Birazdan giyinip, spora gideceğim. Başlamak için böyle bir havayı seçmem soru uyandırmıyor değil. Belki zaten zor olan şeyleri daha da zor hale getirme eğilimim vardır. Zaten üşeniyor muyum ? O zaman başlamak için kar fırtınasını seçmeliyim.

Postu bitiremiyorum ay. Katherine Moennig'in twitterı beni o kadar delirtiyor ki başka bir şey düşünemiyorum (yalan. ama önemini vurgulamak için böyle dramatik olmam lazım) Gerçek hayatta görsem kalp krizi geçirip ölürdüm muhtemelen. Bunu bazen düşünüyorum. Çok sevdiğin, aşık olduğun, taptığın bla bla bir celebrityi, gerçek hayatta görsen ne yaparsın ? Ne diyebilirsin ? Sadece imza alıp resim çektirmek daha çok koymaz mı ? Bana koyardı. Asla ve asla "şu an görmediğin için böyle söylüyorsun" değil olay. Gerçekten çok koyardı o kadar sevdiğim birinin gözünde diğer milyar tane fanle aynı kategoride olmak.

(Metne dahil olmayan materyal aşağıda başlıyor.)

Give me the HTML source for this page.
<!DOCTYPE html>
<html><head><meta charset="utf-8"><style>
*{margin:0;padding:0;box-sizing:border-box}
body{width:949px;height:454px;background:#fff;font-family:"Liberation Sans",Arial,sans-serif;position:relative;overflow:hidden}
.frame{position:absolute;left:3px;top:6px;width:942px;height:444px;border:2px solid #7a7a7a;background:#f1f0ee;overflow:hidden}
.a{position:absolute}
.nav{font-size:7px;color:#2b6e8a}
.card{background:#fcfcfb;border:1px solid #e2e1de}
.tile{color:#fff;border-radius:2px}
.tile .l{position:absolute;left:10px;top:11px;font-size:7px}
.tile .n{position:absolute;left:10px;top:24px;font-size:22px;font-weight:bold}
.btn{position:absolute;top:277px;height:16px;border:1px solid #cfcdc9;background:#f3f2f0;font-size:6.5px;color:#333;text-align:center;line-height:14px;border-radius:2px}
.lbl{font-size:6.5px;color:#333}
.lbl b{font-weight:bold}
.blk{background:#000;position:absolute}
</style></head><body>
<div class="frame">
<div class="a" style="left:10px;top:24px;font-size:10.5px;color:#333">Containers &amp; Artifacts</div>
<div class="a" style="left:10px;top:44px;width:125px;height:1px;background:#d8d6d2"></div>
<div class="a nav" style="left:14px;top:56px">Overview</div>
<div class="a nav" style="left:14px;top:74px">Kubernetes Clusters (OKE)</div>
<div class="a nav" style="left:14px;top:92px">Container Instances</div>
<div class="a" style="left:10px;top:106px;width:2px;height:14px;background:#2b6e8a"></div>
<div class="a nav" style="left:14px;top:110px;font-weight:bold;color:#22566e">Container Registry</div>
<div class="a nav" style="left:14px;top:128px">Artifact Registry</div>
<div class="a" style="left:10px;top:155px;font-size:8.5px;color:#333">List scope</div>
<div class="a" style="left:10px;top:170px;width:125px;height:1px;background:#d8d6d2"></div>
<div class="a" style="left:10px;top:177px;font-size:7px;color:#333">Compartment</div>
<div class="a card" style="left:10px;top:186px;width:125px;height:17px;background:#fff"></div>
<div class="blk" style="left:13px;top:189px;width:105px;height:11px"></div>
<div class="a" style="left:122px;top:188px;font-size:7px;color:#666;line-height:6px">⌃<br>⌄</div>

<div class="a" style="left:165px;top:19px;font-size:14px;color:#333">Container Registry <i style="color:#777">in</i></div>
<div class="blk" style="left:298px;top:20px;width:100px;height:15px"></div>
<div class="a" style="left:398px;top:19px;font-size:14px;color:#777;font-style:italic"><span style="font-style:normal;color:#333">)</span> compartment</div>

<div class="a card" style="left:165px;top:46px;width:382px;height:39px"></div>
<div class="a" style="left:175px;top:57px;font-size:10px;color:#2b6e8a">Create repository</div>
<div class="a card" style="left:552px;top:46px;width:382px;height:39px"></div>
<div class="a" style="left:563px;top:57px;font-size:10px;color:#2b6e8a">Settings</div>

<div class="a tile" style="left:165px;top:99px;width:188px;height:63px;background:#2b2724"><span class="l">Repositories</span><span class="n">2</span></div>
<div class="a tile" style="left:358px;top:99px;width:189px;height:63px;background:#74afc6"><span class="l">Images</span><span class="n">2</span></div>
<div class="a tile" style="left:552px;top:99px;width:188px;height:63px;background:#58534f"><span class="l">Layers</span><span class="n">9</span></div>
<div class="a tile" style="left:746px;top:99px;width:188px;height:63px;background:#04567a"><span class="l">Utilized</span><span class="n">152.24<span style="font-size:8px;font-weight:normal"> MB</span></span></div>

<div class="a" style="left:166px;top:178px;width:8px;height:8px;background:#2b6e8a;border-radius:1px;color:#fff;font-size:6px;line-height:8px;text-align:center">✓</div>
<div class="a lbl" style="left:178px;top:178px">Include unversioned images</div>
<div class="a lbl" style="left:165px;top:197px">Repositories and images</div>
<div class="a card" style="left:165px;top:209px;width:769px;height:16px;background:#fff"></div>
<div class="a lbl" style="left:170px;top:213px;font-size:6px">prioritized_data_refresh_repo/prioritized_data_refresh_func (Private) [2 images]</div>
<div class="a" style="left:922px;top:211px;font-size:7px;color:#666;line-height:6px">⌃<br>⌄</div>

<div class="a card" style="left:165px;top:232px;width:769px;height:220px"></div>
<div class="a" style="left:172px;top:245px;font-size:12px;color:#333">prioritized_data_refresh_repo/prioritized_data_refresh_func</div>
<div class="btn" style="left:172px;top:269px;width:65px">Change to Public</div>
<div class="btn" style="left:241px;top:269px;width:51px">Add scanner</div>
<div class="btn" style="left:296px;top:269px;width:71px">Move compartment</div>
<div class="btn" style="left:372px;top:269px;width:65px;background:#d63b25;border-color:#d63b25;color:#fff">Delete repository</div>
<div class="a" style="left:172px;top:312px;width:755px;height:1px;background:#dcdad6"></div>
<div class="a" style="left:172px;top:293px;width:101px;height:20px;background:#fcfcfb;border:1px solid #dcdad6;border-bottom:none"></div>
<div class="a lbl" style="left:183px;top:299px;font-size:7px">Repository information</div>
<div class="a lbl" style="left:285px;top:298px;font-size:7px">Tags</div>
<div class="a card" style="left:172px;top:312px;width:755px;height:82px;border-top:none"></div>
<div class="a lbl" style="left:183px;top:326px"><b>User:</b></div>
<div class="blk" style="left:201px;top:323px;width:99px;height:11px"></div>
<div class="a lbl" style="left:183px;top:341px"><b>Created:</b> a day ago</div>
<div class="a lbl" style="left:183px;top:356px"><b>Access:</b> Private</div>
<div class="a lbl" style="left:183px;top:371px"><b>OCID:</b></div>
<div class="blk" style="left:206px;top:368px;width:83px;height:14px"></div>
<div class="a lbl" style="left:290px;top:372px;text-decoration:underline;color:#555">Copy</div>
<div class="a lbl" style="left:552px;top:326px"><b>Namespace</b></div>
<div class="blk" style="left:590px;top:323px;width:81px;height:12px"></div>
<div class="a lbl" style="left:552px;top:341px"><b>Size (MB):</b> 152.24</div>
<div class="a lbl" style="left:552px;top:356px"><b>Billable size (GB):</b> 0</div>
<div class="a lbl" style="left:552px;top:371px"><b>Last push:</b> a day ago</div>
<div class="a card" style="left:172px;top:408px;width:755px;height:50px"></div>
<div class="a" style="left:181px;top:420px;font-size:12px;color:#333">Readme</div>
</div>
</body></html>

Hala yazacağım çok şey var. Ama saat 17.11 olmuş. Hazırlanıp çıkmam en az 17.20. Sporda olmam 17.35-17.40. Spordan çıkmam 19.20 falan en iyi ihtimalle. Sonra eve gelmem. Di mi çok gözümde büyüdü şu an ama napıcaksın. Gözümün önünde ya kıçım büyüyecek, ya da spora gitmek. Kıçımın korkusu daha ağır basıyor şu an, o yüzden gideyim en iyisi. Ayrıca da bunları yazana kadar 17.13 olmuş. Yemin ediyorum alışkanlık haline getirdim bir yere yetişmeden önce buraya yazı yazmayı. bak 17.14. Ay neyse, hadi gittim ben.